The Panel, in particular because the Respondent did not contest such allegation, has no reason to doubt such (negative) allegations by the Complainant. Also, the second Respondent does not dispute that it does not have rights or legitimate interests in the domain names
Accordingly, the Panel finds that the Respondent has no rights or legitimate interests in the disputed domain name and that the Complainant has established the requirement of paragraph 4(a)(ii) of the Policy.
D. Registered and Used in Bad Faith
The disputed domain names resolve to third party websites. The use of the disputed domain names to direct visitors to various third party commercial websites does not constitute a legitimate, bona fide use of the domain names under the Policy and does not confer legitimate interests in the domain names. The website to which the disputed domain names resolve refer to the Complainant’s core business. Internet users are therefore likely to get the idea that the Respondent’s websites are endorsed or sponsored by the Complainant. This is not changed because two of the domain names presently are not available any more. This and the offer: “Want to buy this domain? Our domain buy service can help to get it.” on the resolved web sites prove that the Respondent registered the domain names for the purpose of selling them for valuable consideration in excess of documented out-of-pocket costs, within the meaning of paragraph 4b (i) of the Policy and supports a finding of bad faith use.
There is no doubt that the sign SNCF and the trademarks are well-known, particularly in France and the neighbouring countries. The Panel finds that the second Respondent on purpose included (the keyword of the Complainant’s) trademarks into the disputed domains in order to attract, for commercial use, Internet users to its websites or the websites to which the disputed domain names resolve to. This view is also supported by the near identity of the disputed domain names to the Complainant’s domain names.
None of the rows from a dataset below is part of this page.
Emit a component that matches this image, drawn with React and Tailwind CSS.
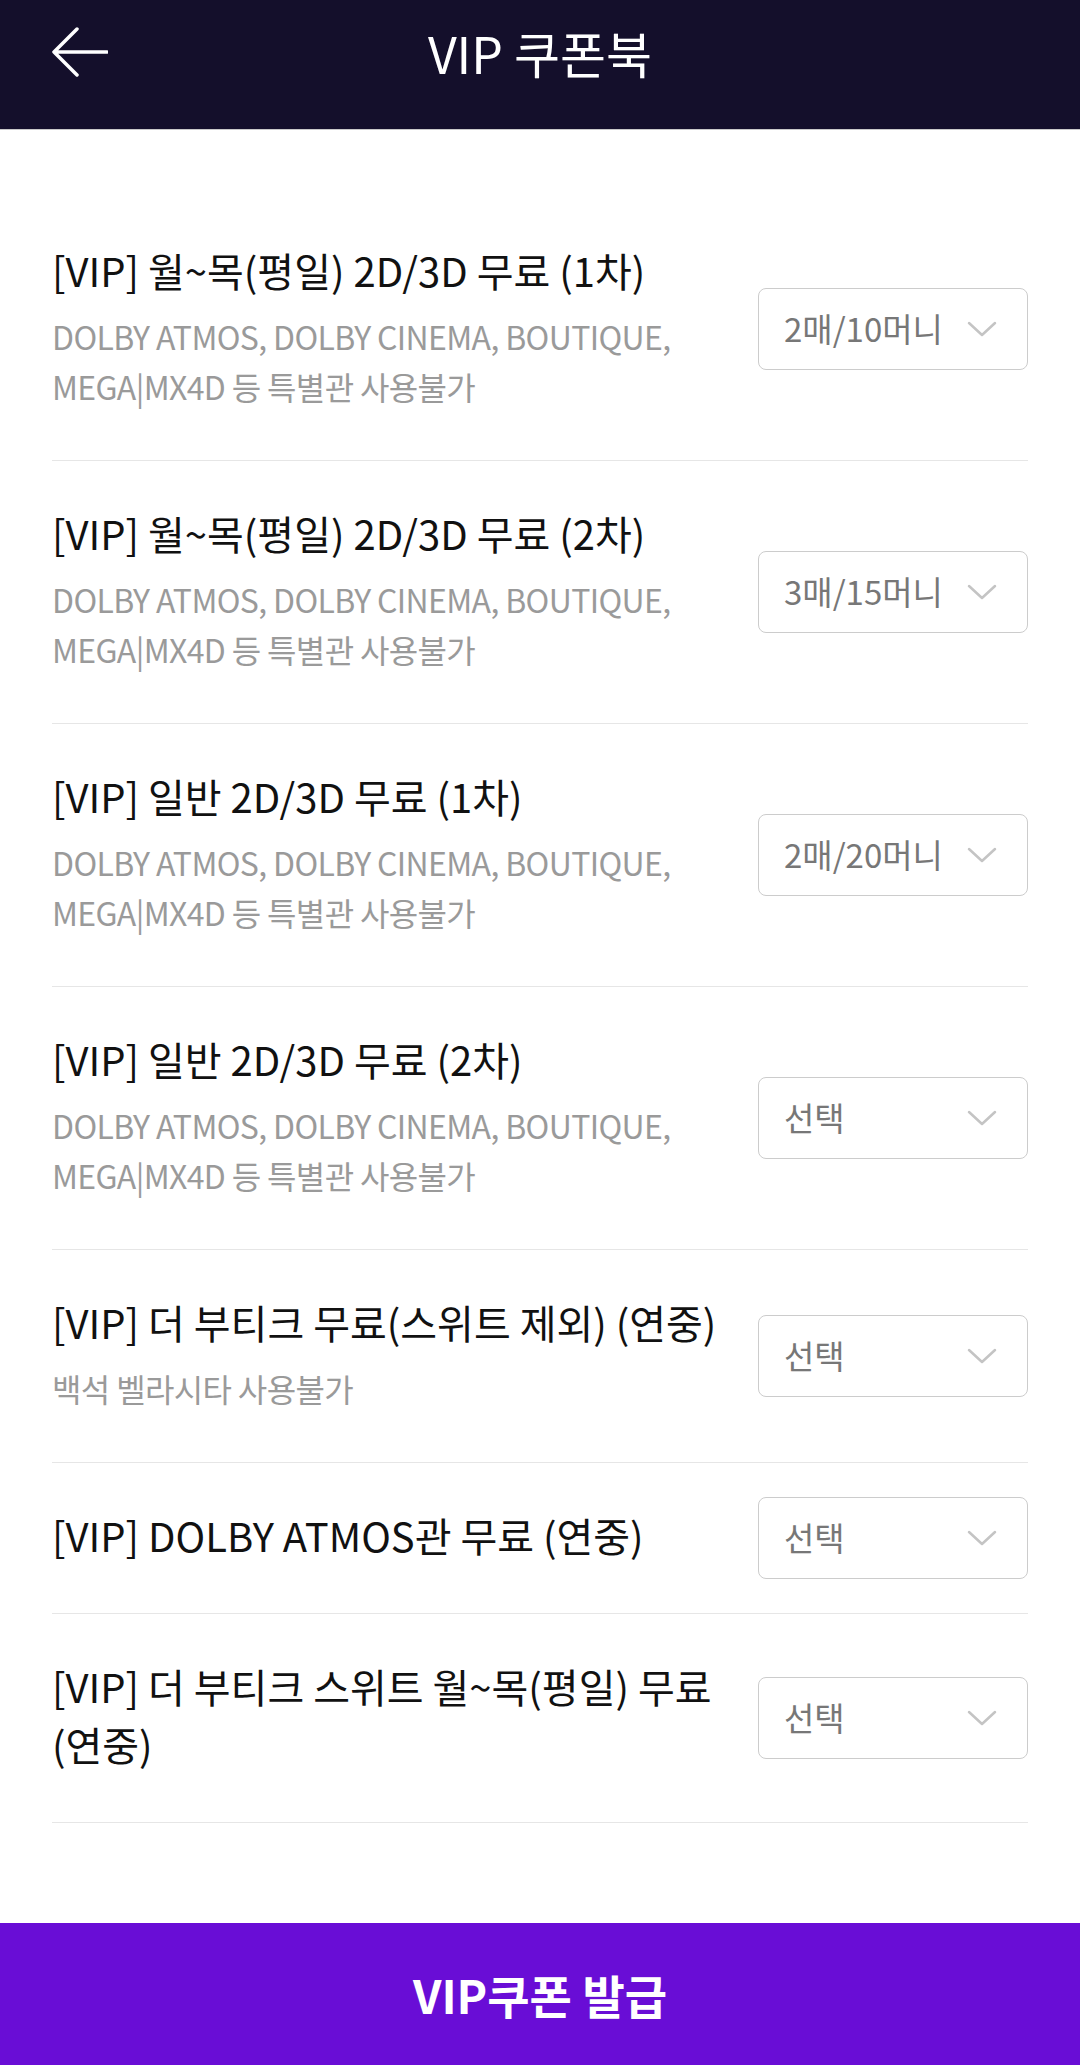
const coupons = [
  {
    title: '[VIP] 월~목(평일) 2D/3D 무료 (1차)',
    desc: ['DOLBY ATMOS, DOLBY CINEMA, BOUTIQUE,', 'MEGA|MX4D 등 특별관 사용불가'],
    value: '2매/10머니',
  },
  {
    title: '[VIP] 월~목(평일) 2D/3D 무료 (2차)',
    desc: ['DOLBY ATMOS, DOLBY CINEMA, BOUTIQUE,', 'MEGA|MX4D 등 특별관 사용불가'],
    value: '3매/15머니',
  },
  {
    title: '[VIP] 일반 2D/3D 무료 (1차)',
    desc: ['DOLBY ATMOS, DOLBY CINEMA, BOUTIQUE,', 'MEGA|MX4D 등 특별관 사용불가'],
    value: '2매/20머니',
  },
  {
    title: '[VIP] 일반 2D/3D 무료 (2차)',
    desc: ['DOLBY ATMOS, DOLBY CINEMA, BOUTIQUE,', 'MEGA|MX4D 등 특별관 사용불가'],
    value: null,
  },
  {
    title: '[VIP] 더 부티크 무료(스위트 제외) (연중)',
    desc: ['백석 벨라시타 사용불가'],
    value: null,
  },
  {
    title: '[VIP] DOLBY ATMOS관 무료 (연중)',
    desc: [],
    value: null,
  },
  {
    title: '[VIP] 더 부티크 스위트 월~목(평일) 무료 (연중)',
    desc: [],
    value: null,
  },
];

function Chevron() {
  return (
    <svg width="30" height="16" viewBox="0 0 30 16" fill="none">
      <path d="M2 2L15 14L28 2" stroke="#c4c4c4" strokeWidth="2.5" strokeLinecap="round" strokeLinejoin="round" />
    </svg>
  );
}

function CouponRow({ coupon }) {
  return (
    <div className="flex items-center gap-[20px] border-b border-[#e6e6e6]">
      <div className="flex-1 min-w-0 pt-[43px] pb-[49px]">
        <div className="text-[40px] leading-[58px] text-[#111111]">{coupon.title}</div>
        {coupon.desc.length > 0 && (
          <div className="mt-[12px]">
            {coupon.desc.map((line) => (
              <div key={line} className="text-[32px] leading-[50px] text-[#9a9a9a] tracking-[-0.02em]">
                {line}
              </div>
            ))}
          </div>
        )}
      </div>
      <button className="w-[270px] h-[82px] shrink-0 flex items-center justify-between pl-[25px] pr-[30px] border border-[#cccccc] rounded-[8px] bg-white">
        <span className="text-[33px] text-[#777777]">{coupon.value || '선택'}</span>
        <Chevron />
      </button>
    </div>
  );
}

export default function App() {
  return (
    <div
      className="min-h-screen flex flex-col bg-white"
      style={{ fontFamily: '"Noto Sans CJK KR", "Noto Sans", sans-serif' }}
    >
      {/* Header */}
      <header className="h-[130px] bg-[#140f2b] border-b border-[#c9c9c9]">
        <div className="h-[104px] grid grid-cols-[1fr_auto_1fr] items-center px-[52px]">
          <button className="justify-self-start">
            <svg width="56" height="50" viewBox="0 0 56 50" fill="none">
              <path d="M2 25H55M25 2L2 25L25 48" stroke="white" strokeWidth="3.5" strokeLinecap="round" strokeLinejoin="round" />
            </svg>
          </button>
          <h1 className="text-[50px] text-white font-normal">VIP 쿠폰북</h1>
          <div />
        </div>
      </header>

      {/* Coupon list */}
      <div className="flex-1 px-[52px] pt-[68px]">
        {coupons.map((c) => (
          <CouponRow key={c.title} coupon={c} />
        ))}
      </div>

      {/* Issue button */}
      <button className="h-[142px] w-full bg-[#690dd6] flex items-center justify-center">
        <span className="text-[46px] font-bold text-white">VIP쿠폰 발급</span>
      </button>
    </div>
  );
}
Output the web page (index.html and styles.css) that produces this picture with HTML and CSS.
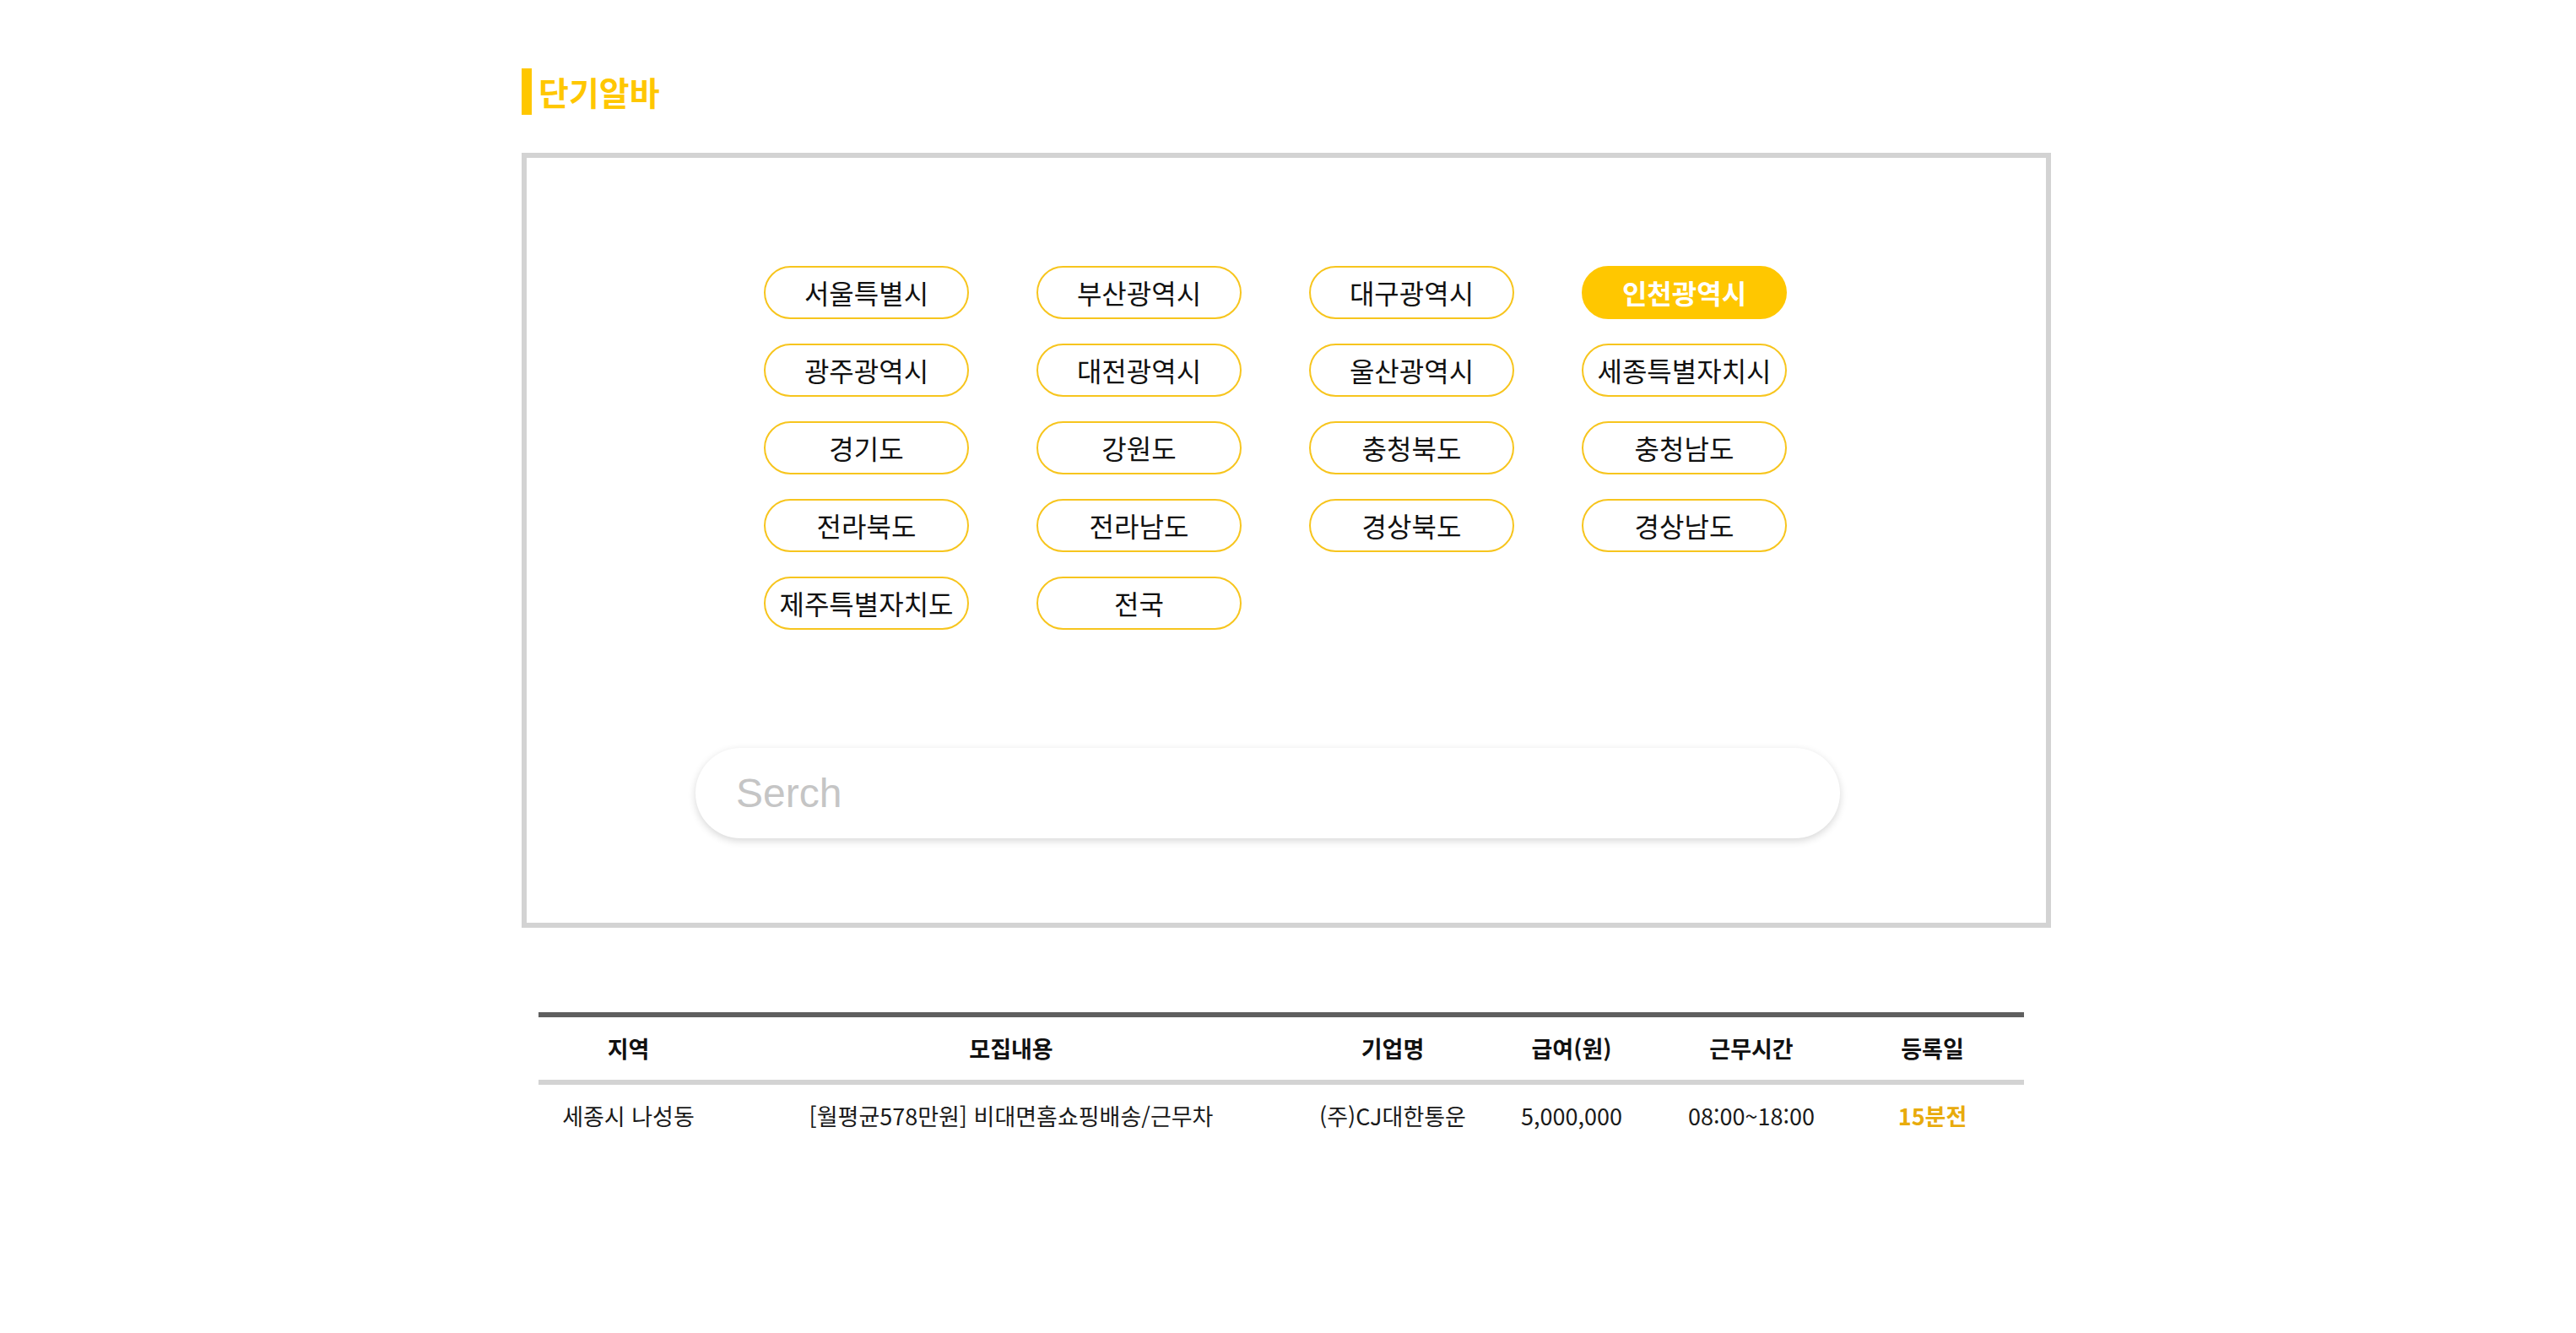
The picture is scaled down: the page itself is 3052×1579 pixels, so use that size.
FILE: index.html
```html
<!DOCTYPE html>
<html lang="ko">
<head>
<meta charset="utf-8">
<title>단기알바</title>
<link rel="stylesheet" href="styles.css">
</head>
<body>
<div class="wrap">
  <h2 class="title">단기알바</h2>
  <section class="panel">
    <ul class="regions">
      <li class="pill">서울특별시</li>
      <li class="pill">부산광역시</li>
      <li class="pill">대구광역시</li>
      <li class="pill active">인천광역시</li>
      <li class="pill">광주광역시</li>
      <li class="pill">대전광역시</li>
      <li class="pill">울산광역시</li>
      <li class="pill">세종특별자치시</li>
      <li class="pill">경기도</li>
      <li class="pill">강원도</li>
      <li class="pill">충청북도</li>
      <li class="pill">충청남도</li>
      <li class="pill">전라북도</li>
      <li class="pill">전라남도</li>
      <li class="pill">경상북도</li>
      <li class="pill">경상남도</li>
      <li class="pill">제주특별자치도</li>
      <li class="pill">전국</li>
    </ul>
    <div class="search">
      <input class="search-input" type="text" placeholder="Serch">
    </div>
  </section>
  <table class="jobs">
    <colgroup>
      <col class="c1"><col class="c2"><col class="c3"><col class="c4"><col class="c5"><col class="c6">
    </colgroup>
    <thead>
      <tr>
        <th>지역</th>
        <th>모집내용</th>
        <th>기업명</th>
        <th>급여(원)</th>
        <th>근무시간</th>
        <th>등록일</th>
      </tr>
    </thead>
    <tbody>
      <tr>
        <td>세종시 나성동</td>
        <td>[월평균578만원] 비대면홈쇼핑배송/근무차</td>
        <td>(주)CJ대한통운</td>
        <td>5,000,000</td>
        <td>08:00~18:00</td>
        <td class="recent">15분전</td>
      </tr>
    </tbody>
  </table>
</div>
</body>
</html>
```

FILE: styles.css
```css
* {
  box-sizing: border-box;
}

html, body {
  margin: 0;
  padding: 0;
  background: #ffffff;
}

body {
  font-family: "Noto Sans CJK KR", "Noto Sans", sans-serif;
  color: #111111;
}

.wrap {
  width: 1812px;
  margin-left: 618px;
  padding-top: 81px;
  padding-bottom: 200px;
}

.title {
  margin: 0;
  height: 55px;
  border-left: 12px solid #ffc700;
  padding-left: 8px;
  font-size: 39px;
  line-height: 55px;
  font-weight: 700;
  color: #ffc700;
}

.panel {
  margin-top: 45px;
  border: 6px solid #d3d3d3;
  padding: 128px 0 100px 0;
}

.regions {
  list-style: none;
  margin: 0 0 0 281px;
  padding: 0;
  display: grid;
  grid-template-columns: repeat(4, 243px);
  column-gap: 80px;
  row-gap: 29px;
}

.pill {
  height: 63px;
  border: 2px solid #f7c51e;
  border-radius: 32px;
  font-size: 32px;
  line-height: 58px;
  text-align: center;
  color: #111111;
  white-space: nowrap;
}

.pill.active {
  background: #ffc700;
  border-color: #ffc700;
  color: #ffffff;
  font-weight: 700;
}

.search {
  margin: 140px 0 0 200px;
}

.search-input {
  display: block;
  width: 1356px;
  height: 107px;
  border: none;
  outline: none;
  border-radius: 54px;
  padding: 0 48px;
  background: #ffffff;
  box-shadow: 0 3px 10px rgba(0, 0, 0, 0.16);
  font-family: "Liberation Sans", Arial, sans-serif;
  font-size: 48px;
  color: #333333;
}

.search-input::placeholder {
  color: #c5c5c5;
}

.jobs {
  margin: 100px 0 0 20px;
  width: 1760px;
  table-layout: fixed;
  border-collapse: separate;
  border-spacing: 0;
  border-top: 6px solid #5f5f5f;
}

.c1 { width: 213px; }
.c2 { width: 694px; }
.c3 { width: 210px; }
.c4 { width: 214px; }
.c5 { width: 212px; }
.c6 { width: 217px; }

.jobs th,
.jobs td {
  padding: 0;
  text-align: center;
  white-space: nowrap;
  font-size: 27px;
  line-height: 74px;
  height: 74px;
}

.jobs th {
  font-weight: 700;
  color: #111111;
  border-bottom: 6px solid #d3d3d3;
}

.jobs td {
  font-weight: 400;
  color: #1a1a1a;
}

.jobs td.recent {
  font-weight: 700;
  color: #e8ab0c;
}
```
The second Respondent in the late Response contends that the disputed domain names were reserved solely as a part of its strategic program proposal to the Complainant and solely with the intent that the these domain names be used by the Complainant. The second Respondent emphasizes that it was not its intent to sell the disputed domain names to the Complainant. Such statements apparently are made aiming at supporting the argument that second Respondent did not act in bad faith pursuant to paragraph 4(b)(i) of the Policy. However, if the registrant of a domain name does not offer to sell the domain name to the holder of trademarks, this does not per se lead to the conclusion that it did not register the domain names in bad faith. If the second Respondent had acted like a communications company in good faith it never would have registered the domain names in its own name and granting its (potential) customer only the right to use the trade names. The second Respondent here is caught by its own argument and by (deliberately) misinterpreting paragraph 4(b)(i) of the Policy in the sense that the non-compliance with actions referred to therein would automatically exclude bad faith. This is not the case.
The second Respondent in the late Response also contends that it was invited to submit an offer for its services by Mr. Maloof and Mr. Le Caignec. The second Respondent fails to submit any evidence in this respect. The Panel therefore believes that the second Respondent’s statements are not credible as it would be easy for the second Respondent to submit evidence to support those statements, if it did exist.
The panel therefore finds that the Complainant has established the requirement of paragraph 4(a)(iii) of the Policy.
For all the foregoing reasons, in accordance with paragraphs 4(i) of the Policy and 15 of the Rules, the Panel orders that the domain names <sncfamericas.com>, <sncfamericas.org>, <sncfus.com>, and <sncfus.org> be transferred to the Complainant.